A WATERSHED is a land area ion which runoff drains into a river or a system of rivers and streams. A watershed can be very small or very large and they are extremely important, controlling and often preventing both floods and droughts in an area.Essentially, watersheds organize the water in an area, giving it a place to go.  Maine's major watersheds are the Kennebec, Androscoggin, St. Croix, Penobscot, Union and Saco. The St.
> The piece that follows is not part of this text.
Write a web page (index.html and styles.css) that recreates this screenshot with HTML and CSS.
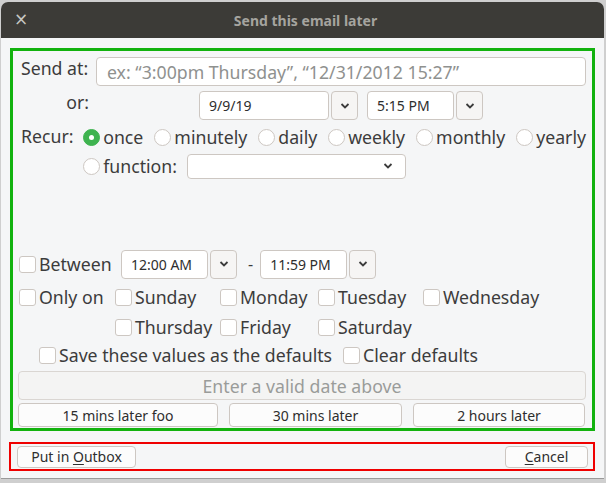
FILE: index.html
```html
<!DOCTYPE html>
<html>
<head>
<meta charset="utf-8">
<link rel="stylesheet" href="styles.css">
</head>
<body>
<div class="window">
  <div class="titlebar">
    <span class="close">×</span>
    <span class="title">Send this email later</span>
  </div>
  <div class="content">
    <div class="green">
      <div class="row row-send">
        <span class="lbl lbl-send">Send at:</span>
        <div class="entry entry-wide"><span class="placeholder">ex: “3:00pm Thursday”, “12/31/2012 15:27”</span></div>
      </div>
      <div class="row row-or">
        <span class="lbl lbl-or">or:</span>
        <div class="combo-group date-group">
          <div class="entry entry-date">9/9/19</div>
          <div class="drop"><svg width="10" height="6" viewBox="0 0 10 6"><path d="M1.5 1 L5 4.5 L8.5 1" fill="none" stroke="#3c3c3c" stroke-width="1.8"/></svg></div>
        </div>
        <div class="combo-group time-group">
          <div class="entry entry-time">5:15 PM</div>
          <div class="drop"><svg width="10" height="6" viewBox="0 0 10 6"><path d="M1.5 1 L5 4.5 L8.5 1" fill="none" stroke="#3c3c3c" stroke-width="1.8"/></svg></div>
        </div>
      </div>
      <div class="row row-recur">
        <span class="lbl lbl-recur">Recur:</span>
        <div class="radios">
          <div class="radio-line">
            <label class="opt"><span class="radio checked"></span><span>once</span></label>
            <label class="opt"><span class="radio"></span><span>minutely</span></label>
            <label class="opt"><span class="radio"></span><span>daily</span></label>
            <label class="opt"><span class="radio"></span><span>weekly</span></label>
            <label class="opt"><span class="radio"></span><span>monthly</span></label>
            <label class="opt"><span class="radio"></span><span>yearly</span></label>
          </div>
          <div class="radio-line line2">
            <label class="opt"><span class="radio"></span><span>function:</span></label>
            <div class="combo-box"><svg width="10" height="6" viewBox="0 0 10 6"><path d="M1.5 1 L5 4.5 L8.5 1" fill="none" stroke="#3c3c3c" stroke-width="1.8"/></svg></div>
          </div>
        </div>
      </div>
      <div class="spacer"></div>
      <div class="row row-between">
        <label class="opt chk-opt"><span class="check"></span><span>Between</span></label>
        <div class="combo-group between-a">
          <div class="entry entry-time small">12:00 AM</div>
          <div class="drop"><svg width="10" height="6" viewBox="0 0 10 6"><path d="M1.5 1 L5 4.5 L8.5 1" fill="none" stroke="#3c3c3c" stroke-width="1.8"/></svg></div>
        </div>
        <span class="dash">-</span>
        <div class="combo-group">
          <div class="entry entry-time small">11:59 PM</div>
          <div class="drop"><svg width="10" height="6" viewBox="0 0 10 6"><path d="M1.5 1 L5 4.5 L8.5 1" fill="none" stroke="#3c3c3c" stroke-width="1.8"/></svg></div>
        </div>
      </div>
      <div class="days">
        <label class="opt"><span class="check"></span><span>Only on</span></label>
        <label class="opt"><span class="check"></span><span>Sunday</span></label>
        <label class="opt"><span class="check"></span><span>Monday</span></label>
        <label class="opt"><span class="check"></span><span>Tuesday</span></label>
        <label class="opt"><span class="check"></span><span>Wednesday</span></label>
        <span></span>
        <label class="opt"><span class="check"></span><span>Thursday</span></label>
        <label class="opt"><span class="check"></span><span>Friday</span></label>
        <label class="opt"><span class="check"></span><span>Saturday</span></label>
        <span></span>
      </div>
      <div class="row row-save">
        <label class="opt"><span class="check"></span><span>Save these values as the defaults</span></label>
        <label class="opt"><span class="check"></span><span>Clear defaults</span></label>
      </div>
      <div class="btn btn-disabled"><span>Enter a valid date above</span></div>
      <div class="row row-quick">
        <div class="btn btn-quick q1"><span>15 mins later foo</span></div>
        <div class="btn btn-quick q2"><span>30 mins later</span></div>
        <div class="btn btn-quick q3"><span>2 hours later</span></div>
      </div>
    </div>
    <div class="red">
      <div class="btn btn-action outbox"><span>Put in <u>O</u>utbox</span></div>
      <div class="btn btn-action cancel"><span><u>C</u>ancel</span></div>
    </div>
  </div>
</div>
</body>
</html>
```

FILE: styles.css
```css
* { box-sizing: border-box; }
html, body { margin: 0; padding: 0; }
body {
  width: 606px;
  height: 483px;
  background: #cfcfcf;
  font-family: "Noto Sans", "Open Sans", sans-serif;
  color: #3c3c3c;
  overflow: hidden;
  padding: 2px 2px 0 1px;
}
.window {
  width: 603px;
  height: 476px;
  background: #f5f6f7;
  border-radius: 7px 7px 0 0;
  overflow: hidden;
  display: flex;
  flex-direction: column;
  box-shadow: 0 1px 0 #9a9a9a;
}
.titlebar {
  height: 36px;
  background: #3c3b37;
  display: flex;
  align-items: center;
  justify-content: center;
  position: relative;
}
.close {
  position: absolute;
  left: 13px;
  top: 7px;
  color: #c8c7c3;
  font-size: 17px;
  font-family: "DejaVu Sans", sans-serif;
}
.title {
  color: #a5a49f;
  font-weight: bold;
  font-size: 14px;
  margin-left: 6px;
  margin-top: 1px;
}
.content {
  padding: 10px 8px 0 9px;
}
.green {
  border: 3px solid #12b20e;
  width: 585px;
  height: 383px;
  padding: 6px 6px 0 5px;
  display: flex;
  flex-direction: column;
}
.row { display: flex; align-items: flex-start; }
.lbl { font-size: 17.7px; }
.lbl-send { width: 78px; padding-left: 3px; line-height: 22px; }
.entry {
  background: #fff;
  border: 1px solid #cdc7c2;
  border-radius: 4px;
  height: 29px;
  display: flex;
  align-items: center;
  font-size: 14px;
  padding-left: 9px;
  color: #2e2e2e;
}
.entry-wide { flex: 1; padding-left: 10px; }
.placeholder { color: #8f918f; font-size: 17.7px; }
.row-or { margin-top: 5px; }
.lbl-or { width: 71px; text-align: right; line-height: 22px; }
.combo-group { display: flex; gap: 2px; }
.date-group { margin-left: 110px; }
.time-group { margin-left: 9px; }
.entry-date { width: 130px; }
.entry-time { width: 87px; }
.drop {
  width: 27px;
  height: 29px;
  border: 1px solid #cdc7c2;
  border-radius: 4px;
  background: #f6f5f4;
  display: flex;
  align-items: center;
  justify-content: center;
}
.row-recur { margin-top: 6px; }
.lbl-recur { width: 67px; padding-left: 3px; line-height: 20px; }
.radios { display: flex; flex-direction: column; }
.radio-line { display: flex; align-items: center; gap: 11px; height: 22px; }
.line2 { margin-top: 5px; height: 26px; gap: 10px; }
.opt {
  display: flex;
  align-items: center;
  font-size: 17.7px;
  white-space: nowrap;
}
.radio {
  width: 17px;
  height: 17px;
  border-radius: 50%;
  border: 1px solid #cdc7c2;
  background: #fff;
  margin-right: 3px;
  flex: none;
}
.radio.checked {
  background: #3eb34f;
  border-color: #3eb34f;
  position: relative;
}
.radio.checked::after {
  content: "";
  position: absolute;
  left: 5px;
  top: 5px;
  width: 5px;
  height: 5px;
  border-radius: 50%;
  background: #fff;
}
.combo-box {
  width: 219px;
  height: 25px;
  border: 1px solid #cdc7c2;
  border-radius: 4px;
  background: #fff;
  display: flex;
  align-items: center;
  justify-content: flex-end;
  padding-right: 12px;
}
.spacer { height: 70px; flex: none; }
.row-between { align-items: center; height: 30px; }
.check {
  width: 17px;
  height: 17px;
  border: 1px solid #cdc7c2;
  border-radius: 3px;
  background: #fff;
  margin-right: 3px;
  flex: none;
}
.chk-opt { width: 103px; padding-left: 1px; }
.entry.small { font-size: 14px; }
.dash { font-size: 16px; margin: 0 7px 0 11px; }
.days {
  display: grid;
  grid-template-columns: 96px 105px 98px 105px 1fr;
  grid-auto-rows: 30px;
  margin-top: 3px;
  padding-left: 1px;
  align-items: center;
}
.row-save { padding-left: 21px; gap: 11px; height: 26px; align-items: center; }
.btn {
  border: 1px solid #cdc7c2;
  border-radius: 4px;
  background: #fcfcfc;
  display: flex;
  align-items: center;
  justify-content: center;
  font-size: 14px;
  color: #2e2e2e;
}
.btn-disabled {
  margin-top: 3px;
  height: 29px;
  background: #f4f4f3;
  border-color: #dad6d2;
  color: #9a9c9a;
  font-size: 17.7px;
}
.row-quick { margin-top: 3px; gap: 11px; }
.btn-quick { height: 24px; }
.q1 { width: 200px; }
.q2 { width: 173px; }
.q3 { width: 172px; }
.red {
  margin-top: 11px;
  border: 2px solid #ef0000;
  width: 586px;
  margin-left: -1px;
  height: 29px;
  display: flex;
  justify-content: space-between;
  align-items: center;
  padding: 0 5px 0 6px;
}
.btn-action { height: 22px; font-size: 14px; }
.outbox { width: 119px; }
.cancel { width: 83px; }
u { text-decoration-thickness: 1px; text-underline-offset: 2px; }
```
John watershed is also quite large, occupying the northern part of our state, extending into Canada.  Watersheds help to ensure a constant supply of water in an area.  Sometimes, humans can disrupt a watershed by clearing timber from an area, digging up the landscape, paving roads, or through construction of buildings.  Local building codes often restrict development near shorelines in hopes of preventing this very real danger to our watersheds.  We humans need to be ever vigilant to minimize the "footprint" that we leave upon the land.  We must temper our desire to build and construct with an appreciation for maintaining the balance of nature in an area.  We shouldn't forget that we don't really own this land, we're merely the current tennants.  More people should be concerned about making sure that future generations have the same wonderful world to enjoy that we do!





Section 3

Another brief excerpt from Bill Bryson in his book "A Short History of Nearly Everything".

"Only 3 percent of the Earth's water is "fresh".  Of that amount, most exists as ice sheets.  Only the tiniest amount 0.036% is found in lakes, rivers and reservoirs, and an even smaller part, just 0.001 % exists in clouds or as vapor.  Nearly 90% of the planet's ice is in Antarctica, and most of the rest is in Greenland.  Go to the South Pole and you will be standing on nearly two miles of ice, at the North Pole, just fifteen feet of it.  Antarctica alone has six million cubic miles of ice--enough to raise the oceans by a height of two hundred feet if it all melted.  But if all the water in the atmosphere fell as rain, evenly everywhere, the oceans would deepen by only an inch."